Умалчиваю о тех, коих я не видал, оставляю то, что в комнаты корпусного командира господина генерал-лейтенанта и кавалера Сабанеева приносимы были пуками палки и громкие угрозы какого-то камчатского кнута (конечно, того самого, который был употреблен в Камчатском пехотном полку). Прошу покорнейше спросить солдат, и дело обнаружится со всею ясностию“.

„Сущов с дерзкою усмешкою начал рассказывать разный вздор, который к делу приклеен быть не мог, наконец, добавил: „(Раевский) говорил с похвалою о Ровиге“.

„Не о Ровиго, — подхватил корпусной начальник, — но о Квироге!“

„Точно так, Ваше превосходительство“ — и это поступило в дело“.

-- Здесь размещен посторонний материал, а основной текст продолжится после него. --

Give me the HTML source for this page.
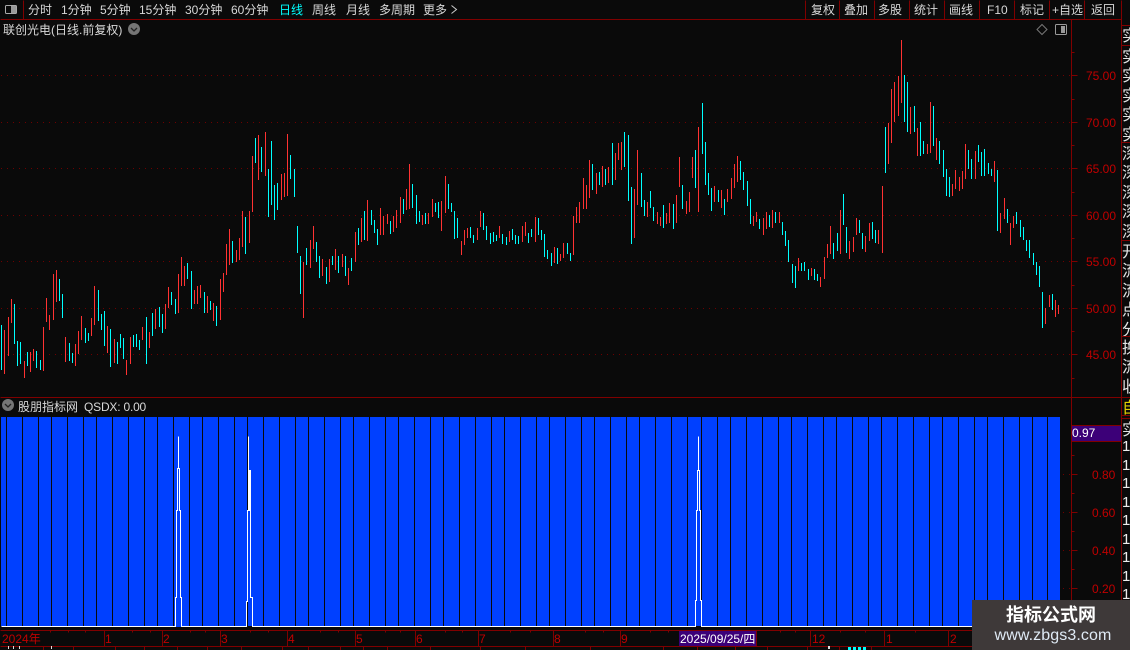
<!DOCTYPE html>
<html>
<head>
<meta charset="utf-8">
<style>
html,body{margin:0;padding:0;background:#0a0a0a;width:1130px;height:650px;overflow:hidden}
svg{position:absolute;left:0;top:0}
text{font-family:"Liberation Sans","WenQuanYi Zen Hei","Noto Sans CJK SC",sans-serif;font-size:12px}
.t text{fill:#d8d8d8}
.y text{fill:#c00000}
.strip{position:absolute;left:1122px;width:8px;overflow:hidden;white-space:nowrap;color:#e4e4e4;font-family:"WenQuanYi Zen Hei","Noto Sans CJK SC",sans-serif;font-size:16px;line-height:19.4px}
#wm{position:absolute;left:972px;top:600px;width:158px;height:50px;background:#3e3939;text-align:center;color:#fff;font-family:"Liberation Sans","Noto Sans CJK SC",sans-serif}
#wm div:first-child{font-size:18px;font-weight:bold;line-height:20px;margin-top:5px;padding-left:0}
#wm div:last-child{font-size:16px;line-height:20px;margin-top:1px;color:#dfeaf5;padding-left:4px;letter-spacing:.1px}
</style>
</head>
<body>
<svg width="1130" height="650" viewBox="0 0 1130 650" xmlns="http://www.w3.org/2000/svg">
<!-- grid dots -->
<g stroke="#6e0000" stroke-dasharray="1 5" shape-rendering="crispEdges">
<path d="M1 75.5H1071M1 122.5H1071M1 168.5H1071M1 215.5H1071M1 261.5H1071M1 308.5H1071M1 354.5H1071M1 474.5H1071M1 512.5H1071M1 550.5H1071M1 588.5H1071"/>
</g>
<!-- frame lines -->
<g stroke="#800000" fill="none" shape-rendering="crispEdges" transform="translate(.5,.5)">
<path d="M0 19H1121M23 0V19M805 0V19M839 0V19M874 0V19M909 0V19M944 0V19M979 0V19M1014 0V19M1049 0V19M1084 0V19M1121 0V630"/>
<path d="M1071 19V630M0 397H1130M1121 25H1130M1121 45H1130M1121 142H1130M1121 240H1130M1121 336H1130M1121 415H1130M1121 418H1130"/>
<path d="M1071 75H1077M1071 122H1077M1071 168H1077M1071 215H1077M1071 261H1077M1071 308H1077M1071 354H1077M1071 99H1074M1071 145H1074M1071 192H1074M1071 238H1074M1071 285H1074M1071 331H1074M1071 52H1074M1071 378H1074"/>
<path d="M1071 474H1077M1071 512H1077M1071 550H1077M1071 588H1077M1071 455H1074M1071 493H1074M1071 531H1074M1071 569H1074M1071 607H1074"/>
<path d="M0 630H1130M0 646H1130M104 630V646M162 630V646M220 630V646M287 630V646M355 630V646M415 630V646M478 630V646M553 630V646M620 630V646M756 630V646M810 630V646M884 630V646M948 630V646"/>
<path d="M50 630V632M68 630V632M85 630V632M132 630V632M150 630V632M190 630V632M205 630V632M250 630V632M268 630V632M320 630V632M338 630V632M385 630V632M400 630V632M445 630V632M462 630V632M510 630V632M530 630V632M585 630V632M603 630V632M650 630V632M668 630V632M780 630V632M795 630V632M840 630V632M865 630V632M915 630V632"/>
<path d="M43 646V650M73 646V650M115 646V650M144 646V650M177 646V650M207 646V650M241 646V650M282 646V650M308 646V650M340 646V650M363 646V650M387 646V650M430 646V650M480 646V650M525 646V650M590 646V650M663 646V650M697 646V650M735 646V650M767 646V650M807 646V650M839 646V650M871 646V650"/>
</g>
<!-- candles -->
<g fill="none" stroke-width="3" shape-rendering="crispEdges">
<g transform="translate(.1667,120) scale(.33333)">
<path stroke="#ff3232" d="M13 630V762M25 591V708M34 537V609M73 723V774M91 696V756M100 687V723M130 621V753M139 534V606M148 585V630M160 462V600M169 450V546M196 651V726M226 672V738M235 633V702M244 588V660M274 594V648M283 498V615M322 618V699M343 657V729M379 720V765M391 651V732M427 621V660M448 636V684M466 567V627M496 552V627M505 501V564M535 462V579M544 411V498M553 438V498M583 510V552M592 498V552M601 495V534M622 528V579M640 549V603M661 477V600M670 459V516M679 372V465M688 327V435M709 390V426M718 354V420M727 273V381M748 273V369M757 108V276M775 45V180M796 36V168M844 162V240M853 159V231M862 42V228"/>
<path stroke="#00ffff" d="M4 615V750M43 552V672M52 663V738M61 666V732M82 696V738M109 693V744M121 720V750M178 477V543M187 522V594M208 669V723M217 699V729M256 624V669M265 639V663M295 510V603M304 582V630M313 573V678M331 627V741M352 666V732M361 642V684M370 654V717M400 645V681M409 642V681M418 660V690M439 591V732M457 579V648M478 561V621M487 582V639M514 516V555M526 537V582M562 429V477M574 453V567M613 516V579M631 543V570M649 558V618M697 363V429M736 291V402M766 54V129M784 81V156M805 147V291M814 63V255M823 195V300M832 189V270M871 105V177M883 147V231M892 318V399"/>
</g>
<g transform="translate(300.1667,120) scale(.33333)">
<path stroke="#ff3232" d="M10 426V594M31 360V444M40 318V387M67 417V468M88 417V486M106 387V450M127 402V441M145 444V495M166 336V426M184 294V366M202 240V363M241 264V345M250 288V345M262 282V312M280 288V336M289 270V324M301 231V309M319 207V270M328 132V267M367 285V315M385 279V312M397 237V291M424 243V333M436 168V279M484 363V405M493 330V375M502 324V354M532 324V360M541 273V321M598 318V354M628 333V366M667 318V366M676 306V348M706 291V366M763 381V429M781 402V423M790 369V414M820 288V405M829 261V309M838 246V309M850 174V267M859 195V267M868 120V234M889 159V222"/>
<path stroke="#00ffff" d="M1 408V522M19 384V435M49 366V426M58 408V474M79 441V492M97 408V435M115 408V459M136 408V468M154 414V453M175 324V375M193 273V360M214 270V315M223 300V339M232 327V375M271 303V342M310 237V282M337 192V264M349 225V312M358 273V306M376 279V312M406 249V276M415 246V294M445 192V267M454 249V276M463 273V357M472 294V354M511 321V354M520 345V369M550 279V330M559 318V360M571 339V372M580 336V366M589 345V363M607 342V372M619 351V375M637 327V360M646 345V372M655 348V372M685 339V369M694 327V351M715 294V345M724 330V360M733 342V411M742 390V417M754 399V438M772 384V432M802 369V402M811 399V423M877 132V210M898 156V195"/>
</g>
<g transform="translate(600.1667,90) scale(.33333)">
<path stroke="#ff3232" d="M7 228V291M25 231V279M46 189V270M55 159V210M64 156V240M103 297V444M112 180V345M142 336V381M172 366V402M181 381V408M199 369V402M208 339V399M229 315V399M238 201V291M259 333V372M268 306V366M277 201V264M295 111V366M343 288V336M364 300V354M382 297V336M394 264V327M403 222V294M412 198V276M460 378V408M469 366V396M490 384V435M499 366V417M517 360V414M538 366V399M595 504V543M634 534V558M661 561V591M673 501V567M682 462V504M691 408V492M721 360V492M748 453V507M760 441V486M769 384V435M796 438V486M808 399V453M835 420V462M847 288V489"/>
<path stroke="#00ffff" d="M16 237V285M37 159V285M73 126V231M85 135V333M94 291V462M124 249V351M133 330V378M151 303V354M160 351V393M190 345V414M220 342V417M247 285V357M286 180V294M307 39V192M316 156V285M325 249V315M334 294V363M355 300V336M373 327V375M421 213V270M430 246V300M442 273V348M451 327V402M478 387V417M508 375V411M526 366V399M547 396V435M556 423V468M565 450V516M577 522V579M586 528V594M604 519V543M613 516V543M625 537V570M643 537V570M652 552V573M700 459V507M712 429V483M730 312V405M739 411V489M778 390V429M787 429V477M817 396V447M826 420V459"/>
</g>
<g transform="translate(860.1667,30) scale(.33333)">
<path stroke="#ff3232" d="M85 279V402M94 177V339M103 156V276M115 138V258M124 30V219M151 231V312M172 294V378M202 342V372M211 216V369M229 324V390M277 462V498M286 420V477M298 441V483M307 423V477M316 342V447M346 363V447M403 393V456M421 549V609M433 504V567M451 579V645M460 558V594M556 834V882M568 795V831M586 810V861M595 825V852"/>
<path stroke="#00ffff" d="M76 291V429M133 135V276M142 156V306M163 228V306M181 276V378M190 333V372M220 228V348M238 333V402M250 360V441M259 417V498M268 441V501M325 360V417M334 387V447M355 345V396M364 366V438M373 357V438M385 399V432M394 417V438M412 420V603M442 537V579M469 546V582M481 570V621M490 591V630M499 630V663M508 630V684M520 669V705M529 696V735M538 708V771M547 786V894M577 792V840"/>
</g>
</g>
<!-- blue indicator -->
<rect x="1" y="417" width="1059" height="209" fill="#0040ff" shape-rendering="crispEdges"/>
<path transform="translate(.5,0)" stroke="#0a0a0a" fill="none" shape-rendering="crispEdges" d="M6 417V626M22 417V626M38 417V626M51 417V626M67 417V626M83 417V626M96 417V626M112 417V626M128 417V626M144 417V626M157 417V626M173 417V626M189 417V626M202 417V626M218 417V626M234 417V626M247 417V626M263 417V626M279 417V626M295 417V626M308 417V626M324 417V626M340 417V626M353 417V626M369 417V626M385 417V626M398 417V626M414 417V626M430 417V626M443 417V626M459 417V626M475 417V626M491 417V626M504 417V626M520 417V626M536 417V626M549 417V626M565 417V626M581 417V626M594 417V626M610 417V626M626 417V626M639 417V626M655 417V626M671 417V626M687 417V626M701 417V626M717 417V626M730 417V626M746 417V626M762 417V626M778 417V626M791 417V626M807 417V626M823 417V626M836 417V626M852 417V626M868 417V626M881 417V626M897 417V626M913 417V626M929 417V626M942 417V626M958 417V626M974 417V626M987 417V626M1003 417V626M1019 417V626M1032 417V626M1047 417V626"/>
<rect x="176" y="600" width="5" height="27" fill="#0040ff"/>
<rect x="176" y="627" width="5" height="3" fill="#0a0a0a"/>
<rect x="247" y="627" width="5" height="3" fill="#0a0a0a"/>
<rect x="696" y="627" width="5" height="3" fill="#0a0a0a"/>
<g fill="none" stroke="#fff" shape-rendering="crispEdges" transform="translate(.5,.5)">
<path d="M1 626H175V597H176V510H177V468H178V436V468H179V510H180V597H181V626H246V601H247V510H248V436V510H249V470H250V597H252V626H695V600H696V510H697V470H698V436V470H699V510H700V600H701V626H1060"/>
</g>
<!-- purple boxes -->
<rect x="1072" y="425" width="49" height="16" fill="#3c0078"/>
<path d="M1072 425.5H1121M1072 441.5H1121" stroke="#800000"/>
<rect x="679" y="631" width="77" height="15" fill="#3c0078"/>
<!-- toolbar left -->
<rect x="5.5" y="5.5" width="11" height="8" rx="1" fill="none" stroke="#aaa"/>
<rect x="11" y="6" width="5" height="7" fill="#999"/>
<g class="t">
<text x="28" y="14">分时</text>
<text x="61" y="14">1分钟</text>
<text x="100" y="14">5分钟</text>
<text x="139" y="14">15分钟</text>
<text x="185" y="14">30分钟</text>
<text x="231" y="14">60分钟</text>
<text x="279" y="14" style="fill:#00ffff">日线</text>
<text x="312" y="14">周线</text>
<text x="346" y="14">月线</text>
<text x="379" y="14">多周期</text>
<text x="423" y="14">更多</text>
<path d="M451.5 5.5L456.5 9.5L451.5 13.5" fill="none" stroke="#ccc"/>
<text x="811" y="14">复权</text>
<text x="844" y="14">叠加</text>
<text x="878" y="14">多股</text>
<text x="914" y="14">统计</text>
<text x="949" y="14">画线</text>
<text x="987" y="14">F10</text>
<text x="1020" y="14">标记</text>
<text x="1052" y="14">+自选</text>
<text x="1091" y="14">返回</text>
<text x="3" y="34">联创光电(日线.前复权)</text>
<text x="18" y="411">股朋指标网</text>
<text x="84" y="411" style="letter-spacing:-.2px">QSDX: 0.00</text>
<text x="1072" y="437" style="fill:#fff">0.97</text>
<text x="680" y="643" style="fill:#fff">2025/09/25/四</text>
</g>
<!-- circles -->
<circle cx="134" cy="29" r="6" fill="#757575"/>
<path d="M131 28L134 31L137 28" fill="none" stroke="#222" stroke-width="1.3"/>
<circle cx="8" cy="405" r="6" fill="#757575"/>
<path d="M5 404L8 407L11 404" fill="none" stroke="#222" stroke-width="1.3"/>
<!-- top right icons -->
<path d="M1042 24.5L1047 29.5L1042 34.5L1037 29.5Z" fill="none" stroke="#777"/>
<rect x="1055.5" y="24.5" width="11" height="10" rx="1" fill="none" stroke="#999"/>
<rect x="1061" y="26" width="4" height="7" fill="#999"/>
<!-- axis labels -->
<g class="y">
<text x="1086" y="80">75.00</text>
<text x="1086" y="127">70.00</text>
<text x="1086" y="173">65.00</text>
<text x="1086" y="220">60.00</text>
<text x="1086" y="266">55.00</text>
<text x="1086" y="313">50.00</text>
<text x="1086" y="359">45.00</text>
<text x="1092" y="479">0.80</text>
<text x="1092" y="517">0.60</text>
<text x="1092" y="555">0.40</text>
<text x="1092" y="593">0.20</text>
<text x="2" y="643">2024年</text>
<text x="105" y="643">1</text>
<text x="163" y="643">2</text>
<text x="221" y="643">3</text>
<text x="288" y="643">4</text>
<text x="356" y="643">5</text>
<text x="416" y="643">6</text>
<text x="479" y="643">7</text>
<text x="554" y="643">8</text>
<text x="621" y="643">9</text>
<text x="812" y="643">12</text>
<text x="886" y="643">1</text>
<text x="950" y="643">2</text>
</g>
<!-- bottom clipped row bits -->
<path d="M8 647.5H9M13 647.5H14M19 647.5H20M51 647.5H52M828 647.5H830" stroke="#ddd" stroke-width="3" shape-rendering="crispEdges"/>
<path d="M848 648.5H866" stroke="#00ffff" stroke-width="3" stroke-dasharray="3 2" shape-rendering="crispEdges"/>
</svg>

<div class="strip" style="top:25px;height:20px;line-height:19px">实</div>
<div class="strip" style="top:46px;height:96px">实<br>实<br>实<br>实<br>实</div>
<div class="strip" style="top:143px;height:97px">深<br>深<br>深<br>深<br>深</div>
<div class="strip" style="top:241px;height:95px">开<br>流<br>流<br>点<br>分</div>
<div class="strip" style="top:337px;height:60px">换<br>流<br>收</div>
<div class="strip" style="top:398px;height:17px;color:#e0d000;line-height:17px">自</div>
<div class="strip" style="top:419px;height:20px;line-height:19px">实</div>
<div class="strip" style="top:438px;height:165px;font-family:'Liberation Sans',sans-serif;font-size:15px;line-height:18.5px;color:#eee">1<br>1<br>1<br>1<br>1<br>1<br>1<br>1<br>1</div>

<div id="wm"><div>指标公式网</div><div>www.zbgs3.com</div></div>
</body>
</html>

„Так же незаконно на личную ставку ввели всех юнкеров вместе, где делалась улика фронтом, как торжественное ура!.. Корпусной командир сам спрашивал, „говорил ли майор Раевский то-то и то-то?“

Ответ на все вопросы в один голос был: „Говорил!“

Видя явное наущение и зная хорошо своих юнкеров, я спросил Чернолуцкого: „Что я говорил?“

— „Вы говорили, что Вашингтон писал разные стихи против французского короля и когда ехал через Мадрид, ему бросали цветы“. Если Комиссия имеет довольно духу и чести, она не откажется подтвердить это. Я улыбнулся и сказал господину корпусному командиру:

„Вот как они слышали!“

„Молчите!“ — был ответ, а засим вслед юнкера были высланы“.